Difficulty Level: At Grade Created by: CK-12

## Learning Objectives

• Divide a polynomials by a monomial.
• Divide a polynomial by a binomial.
• Rewrite and graph rational functions.

## Introduction

A rational expression is formed by taking the quotient of two polynomials.

Some examples of rational expressions are

a) $\frac {2x}{x^2-1}$

b) $\frac {4x^2-3x+4}{2x}$

c) $\frac {9x^2+4x-5}{x^2+5x-1}$

d) $\frac {2x^3}{2x+3}$

Just as with rational numbers, the expression on the top is called the numerator and the expression on the bottom is called the denominator. In special cases we can simplify a rational expression by dividing the numerator by the denominator.

## Divide a Polynomial by a Monomial

We start by dividing a polynomial by a monomial. To do this, we divide each term of the polynomial by the monomial. When the numerator has different terms, the term on the bottom of the fraction serves as common denominator to all the terms in the numerator.

Example 1

Divide.

a) $\frac {8x^2-4x+16}{2}$

b) $\frac {3x^3-6x-1}{x}$

c) $\frac {-3x^2-18x+6}{9x}$

Solution

$\frac {8x^2-4x+16}{2} & =\frac {8x^2}{2}-\frac {4x}{2}+\frac {16}{2}={4x^2-2x+8} \\\frac {3x^3-6x-1}{x} & =\frac {3x^3}{x}+\frac {6x}{x}-\frac {1}{x}=3x^2+6 -\frac {1}{x} \\\frac {-3x^2-18x+6}{9x} & =\frac {3x^2}{9x}-\frac {18x}{9x}+\frac {6}{9x}=-\frac {x}{3}-2+\frac {2}{3x}$

A common error is to cancel the denominator with just one term in the numerator.

Consider the quotient $\frac {3x+4}{4}$

Remember that the denominator of 4 is common to both the terms in the numerator.
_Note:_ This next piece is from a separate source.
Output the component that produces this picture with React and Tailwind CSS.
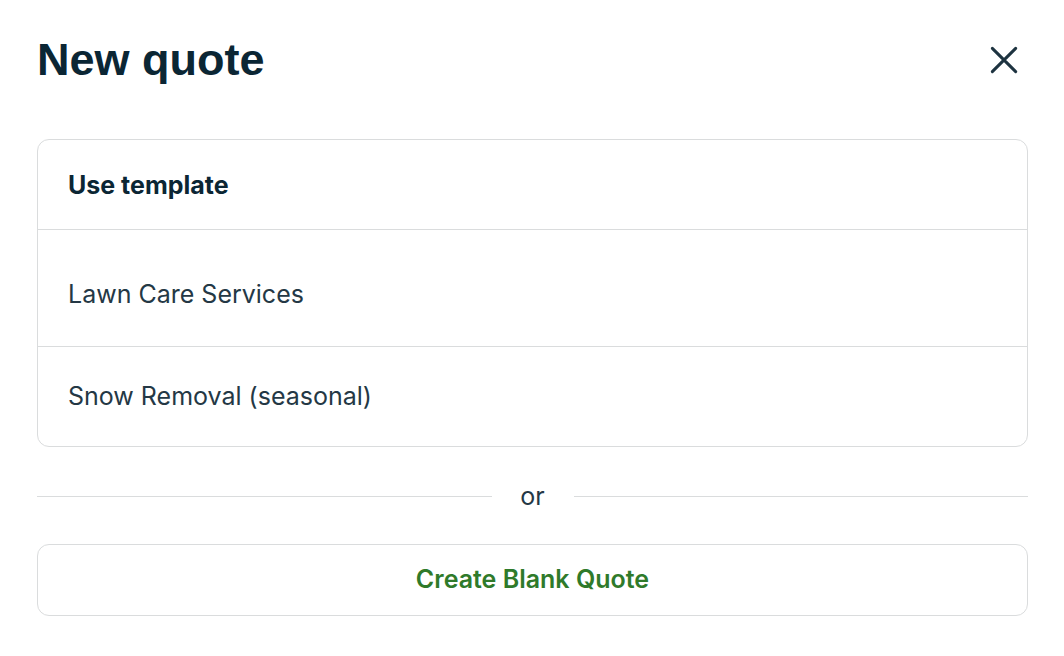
import React from 'react';

const templates = [
  { name: 'Lawn Care Services', cls: 'pt-[49px] pb-[37px]' },
  { name: 'Snow Removal (seasonal)', cls: 'pt-[34px] pb-[35px]' },
];

const App = () => {
  return (
    <div className="min-h-screen bg-white pl-[37px] pr-[36px] pt-[34px] text-[#0b2634]" style={{ fontFamily: 'Inter, "Noto Sans", sans-serif' }}>
      {/* header */}
      <div className="flex items-center justify-between">
        <h1 className="text-[45px] leading-[52px] font-bold" style={{ fontFamily: '"Liberation Sans", Arial, sans-serif' }}>
          New quote
        </h1>
        <button className="mr-[4px] text-[#1d3340]">
          <svg width="40" height="40" viewBox="0 0 24 24" fill="none" stroke="currentColor" strokeWidth="1.8" strokeLinecap="round">
            <path d="M5 5l14 14M19 5L5 19" />
          </svg>
        </button>
      </div>

      {/* template list */}
      <div className="mt-[53px] rounded-[12px] border border-[#dadcdd]">
        <div className="h-[90px] px-[30px] flex items-center border-b border-[#dadcdd]">
          <span className="text-[25px] leading-[30px] font-bold">Use template</span>
        </div>
        {templates.map((t, i) => (
          <div key={t.name} className={`px-[30px] ${t.cls} ${i < templates.length - 1 ? 'border-b border-[#dadcdd]' : ''}`}>
            <div className="text-[25px] leading-[30px] text-[#243845]">{t.name}</div>
          </div>
        ))}
      </div>

      {/* divider */}
      <div className="mt-[34px] flex items-center">
        <div className="flex-1 h-px bg-[#dadcdd]" />
        <span className="w-[82px] text-center text-[25px] leading-[30px] text-[#243845]">or</span>
        <div className="flex-1 h-px bg-[#dadcdd]" />
      </div>

      <button className="mt-[33px] w-full h-[72px] rounded-[12px] border border-[#dadcdd] text-[25px] font-semibold text-[#2f7a2a]">
        Create Blank Quote
      </button>
    </div>
  );
};

export default App;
In other words we are dividing both of the terms in the numerator by the number 4.

The correct way to simplify is

$\frac {3x+4}{4}=\frac {3x}{4}+\frac {4}{4}=\frac {3x}{4}+1$

A common mistake is to cross out the number 4 from the numerator and the denominator

$\xcancel{\frac{3x+4}{4}}=3x$

This is incorrect because the term $3x$ does not get divided by 4 as it should be.

Example 2

Divide $\frac {5x^3-10x^2+x-25}{-5x^2}$.

Solution

$\frac {5x^3-10x^2+x-25}{-5x^2}=\frac {5x^3}{-5x^2}-\frac {10x^2}{-5x^2}+\frac {x}{-5x^2}-\frac {25}{-5x^2}$

The negative sign in the denominator changes all the signs of the fractions:

$-\frac {5x^3}{5x^2}+\frac {10x^2}{5x^2}-\frac {x}{5x^2}+\frac {25}{5x^2}=-x+2-\frac {1}{5x}+\frac {5}{x^2}$

## Divide a Polynomial by a Binomial

We divide polynomials in a similar way that we perform long division with numbers. We will explain the method by doing an example.

Example 3

Divide $\frac {x^2+4x+5}{x+3}$.

Solution: When we perform division, the expression in the numerator is called the dividend and the expression in the denominator is called the divisor.
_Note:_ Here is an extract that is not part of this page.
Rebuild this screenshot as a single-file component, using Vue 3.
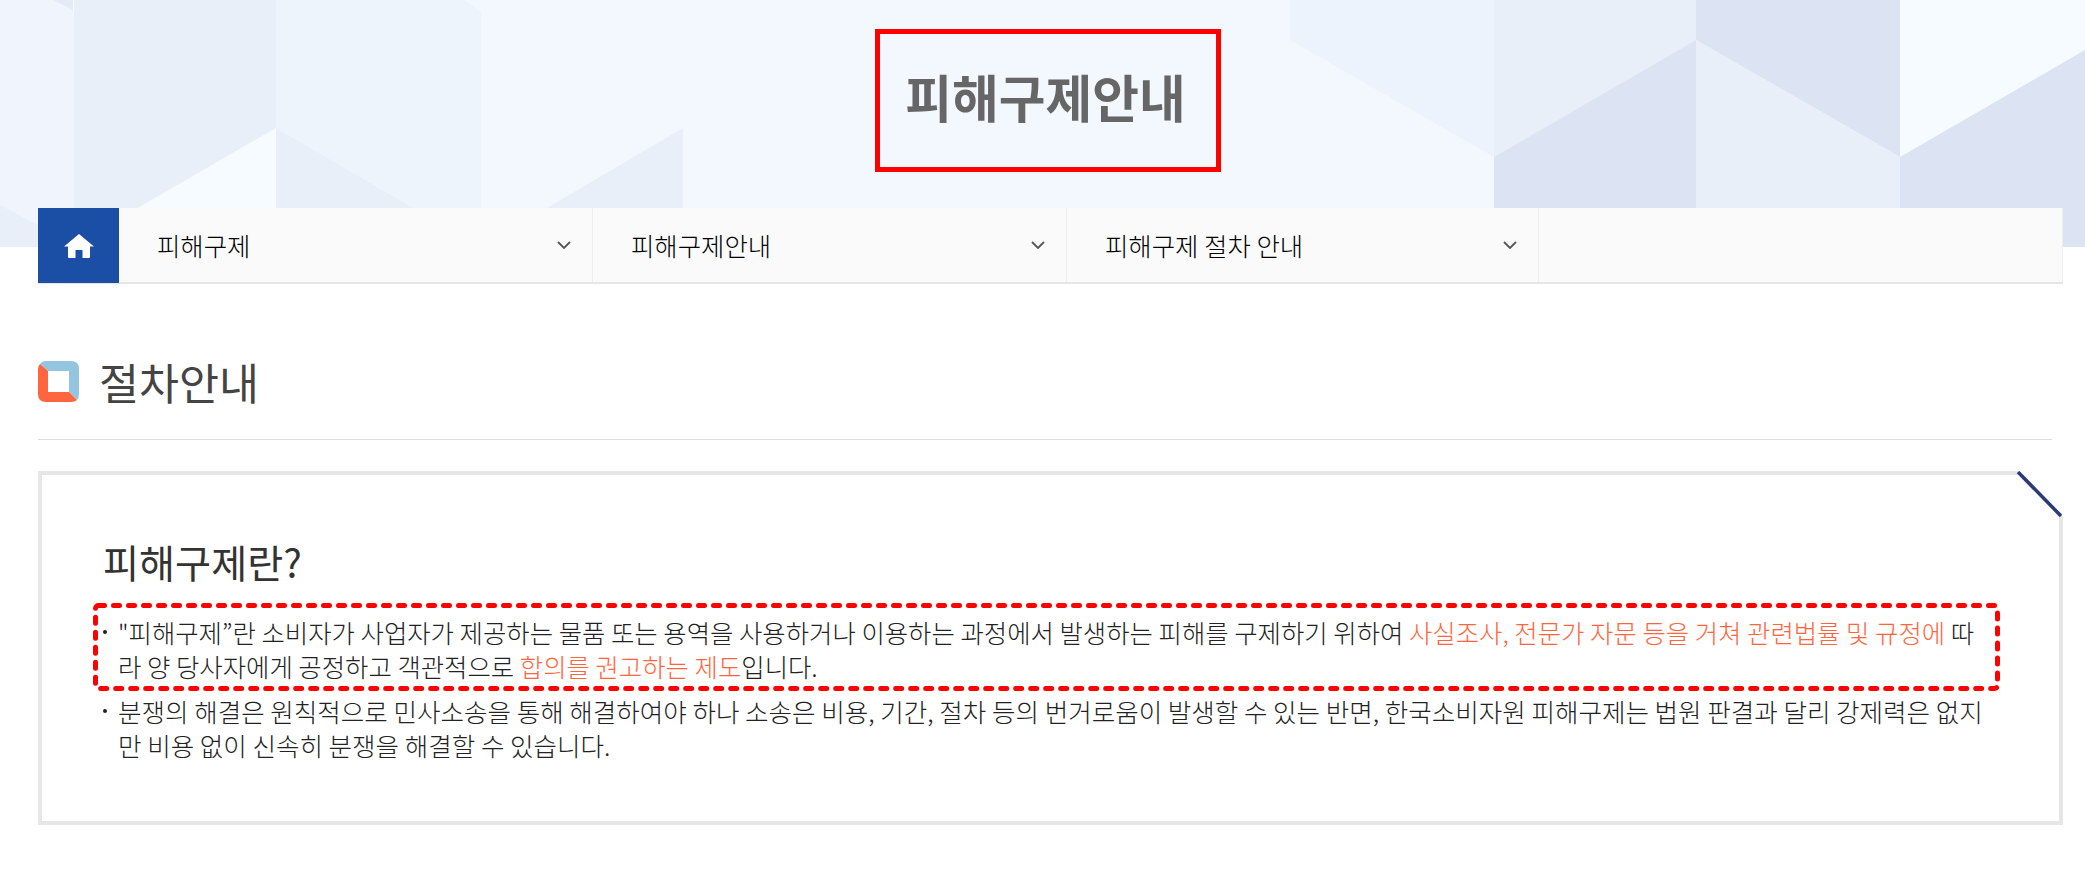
<script setup>
const navItems = ['피해구제', '피해구제안내', '피해구제 절차 안내']
</script>

<template>
  <div class="page">
    <header class="hero">
      <svg class="hero-bg" width="2085" height="247" viewBox="0 0 2085 247">
        <polygon points="0,0 74,0 74,247 0,247" fill="#f0f5fd" />
        <polygon points="53,0 73,0 73,10" fill="#e4ebf7" />
        <polygon points="73,0 90,0 73,10" fill="#f8fcff" />
        <polygon points="0,205 38,225 38,247 0,247" fill="#e8eff9" />
        <polygon points="74,0 276,0 276,128 138,208 38,247 74,247" fill="#e8eff9" />
        <polygon points="138,208 276,128 276,208" fill="#f6fbff" />
        <polygon points="276,0 464,0 481,12 481,208 413,208 276,128" fill="#edf4fc" />
        <polygon points="276,128 413,208 276,208" fill="#e8eff9" />
        <polygon points="547,208 683,128 683,208" fill="#e8eff9" />
        <polygon points="1290,0 1494,0 1494,157 1290,40" fill="#ecf3fc" />
        <polygon points="1494,0 1696,0 1696,40 1494,157" fill="#e8eff9" />
        <polygon points="1494,157 1696,40 1696,247 1494,247" fill="#dce3f2" />
        <polygon points="1696,0 1900,0 1900,157 1696,40" fill="#dce3f2" />
        <polygon points="1696,40 1900,157 1900,247 1696,247" fill="#e8eff9" />
        <polygon points="1900,0 2085,0 2085,50 1900,157" fill="#f6fbff" />
        <polygon points="1900,157 2085,50 2085,247 1900,247" fill="#dce3f2" />
      </svg>
      <h1 class="hero-title">피해구제안내</h1>
    </header>

    <nav class="crumbs">
      <a class="home">
        <svg width="30" height="24" viewBox="0 0 30 24">
          <path d="M15 0 L30 12.5 L26 12.5 L26 23 Q26 24 25 24 L18.5 24 L18.5 16 L11.5 16 L11.5 24 L5 24 Q4 24 4 23 L4 12.5 L0 12.5 Z" fill="#fff" />
        </svg>
      </a>
      <a v-for="item in navItems" :key="item" class="crumb">
        <span>{{ item }}</span>
        <svg width="14" height="8" viewBox="0 0 14 8">
          <path d="M1 1 L7 7 L13 1" fill="none" stroke="#555" stroke-width="1.8" />
        </svg>
      </a>
      <div class="crumb-rest"></div>
    </nav>

    <main class="content">
      <div class="section-head">
        <svg width="41" height="41" viewBox="0 0 41 41">
          <path d="M8 0 L33 0 Q41 0 41 8 L41 33 Q41 37 39 39 L31 31 L31 10 L10 10 L2 3 Q4 0 8 0 Z" fill="#93c4e0" />
          <path d="M2 3 L10 10 L10 31 L31 31 L39 39 Q37 41 33 41 L8 41 Q0 41 0 33 L0 8 Q0 5 2 3 Z" fill="#ff6640" />
        </svg>
        <h2>절차안내</h2>
      </div>

      <section class="panel">
        <svg class="panel-corner" width="50" height="50" viewBox="0 0 50 50">
          <polygon points="4,0 50,0 50,46" fill="#fff" />
          <line x1="5" y1="1" x2="48" y2="45" stroke="#2a3a78" stroke-width="3.5" />
        </svg>
        <h3>피해구제란?</h3>
        <ul>
          <li class="marked">
            <svg class="dash" width="1907" height="88">
              <rect x="2.5" y="2.5" width="1902" height="83" rx="3" fill="none" stroke="#ff0000" stroke-width="5" stroke-dasharray="6 9" stroke-linecap="round" />
            </svg>
            "피해구제”란 소비자가 사업자가 제공하는 물품 또는 용역을 사용하거나 이용하는 과정에서 발생하는 피해를 구제하기 위하여 <em>사실조사, 전문가 자문 등을 거쳐 관련법률 및 규정에</em> 따라 양 당사자에게 공정하고 객관적으로 <em>합의를 권고하는 제도</em>입니다.
          </li>
          <li>분쟁의 해결은 원칙적으로 민사소송을 통해 해결하여야 하나 소송은 비용, 기간, 절차 등의 번거로움이 발생할 수 있는 반면, 한국소비자원 피해구제는 법원 판결과 달리 강제력은 없지만 비용 없이 신속히 분쟁을 해결할 수 있습니다.</li>
        </ul>
      </section>
    </main>
  </div>
</template>

<style scoped>
.page {
  width: 2085px;
  height: 877px;
  overflow: hidden;
  font-family: "Noto Sans CJK KR", "Noto Sans", sans-serif;
  color: #333;
  background: #fff;
}

.hero {
  position: relative;
  height: 247px;
  background: #f3f8ff;
  display: flex;
  justify-content: center;
  align-items: flex-start;
  padding-left: 11px;
  box-sizing: border-box;
}

.hero-bg {
  position: absolute;
  top: 0;
  left: 0;
}

.hero-title {
  position: relative;
  box-sizing: border-box;
  width: 346px;
  height: 143px;
  margin: 29px 0 0;
  padding-right: 5px;
  border: 5px solid #ff0000;
  font-size: 50.8px;
  font-weight: 700;
  line-height: 125px;
  text-align: center;
  color: #666;
}

.crumbs {
  position: relative;
  display: flex;
  height: 76px;
  margin: -39px 22px 0 38px;
  background: #fafafa;
  border-bottom: 2px solid #e6e6e6;
  box-sizing: border-box;
}

.home {
  width: 81px;
  height: 75px;
  background: #1a4fa5;
  display: flex;
  align-items: center;
  justify-content: center;
}

.crumb {
  box-sizing: border-box;
  width: 474px;
  padding: 0 21px 0 38px;
  border-right: 1px solid #eeeeee;
  display: flex;
  align-items: center;
  justify-content: space-between;
  font-size: 25.4px;
  font-weight: 300;
  color: #000;
}

.crumb:nth-child(4) {
  width: 472px;
}

.crumb-rest {
  flex: 1;
  border-right: 1px solid #eeeeee;
}

.content {
  padding: 0 22px 0 38px;
}

.section-head {
  display: flex;
  align-items: center;
  gap: 20px;
  height: 156px;
  box-sizing: border-box;
  padding: 39px 0 0;
  border-bottom: 1px solid #dddddd;
  margin-right: 11px;
}

.section-head h2 {
  margin: 0;
  font-size: 43.5px;
  font-weight: 400;
  color: #444;
}

.panel {
  position: relative;
  box-sizing: border-box;
  height: 354px;
  margin-top: 31px;
  padding: 60px 59px 0 61px;
  border: 4px solid #e6e6e6;
}

.panel-corner {
  position: absolute;
  top: -4px;
  right: -4px;
}

.panel h3 {
  margin: 0;
  font-size: 39.2px;
  font-weight: 400;
  line-height: 52px;
  color: #333;
}

ul {
  list-style: none;
  margin: 28px 0 0;
  padding: 0;
}

li {
  position: relative;
  padding-left: 15px;
  font-size: 25.55px;
  font-weight: 300;
  line-height: 34px;
  word-break: break-all;
  color: #222;
}

li::before {
  content: "";
  position: absolute;
  left: 0;
  top: 15px;
  width: 4px;
  height: 4px;
  border-radius: 50%;
  background: #222;
}

.marked {
  margin-bottom: 11px;
  padding-right: 10px;
  font-size: 25.4px;
}

.dash {
  position: absolute;
  left: -10px;
  top: -12px;
}

em {
  font-style: normal;
  color: #ff6640;
}
</style>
To start the division we rewrite the problem in the following form.

We start by dividing the first term in the dividend by the first term in the divisor $\frac {x^2}{x}=x$.

We place the answer on the line above the $x$ term.

Next, we multiply the $x$ term in the answer by each of the $x + 3$ in the divisor and place the result under the divided matching like terms.

Now subtract $x^2 + 3x$ from $x^2+4x+ 5$. It is useful to change the signs of the terms of $x^2 + 3x$ to $-x^2 - 3x$ and add like terms vertically.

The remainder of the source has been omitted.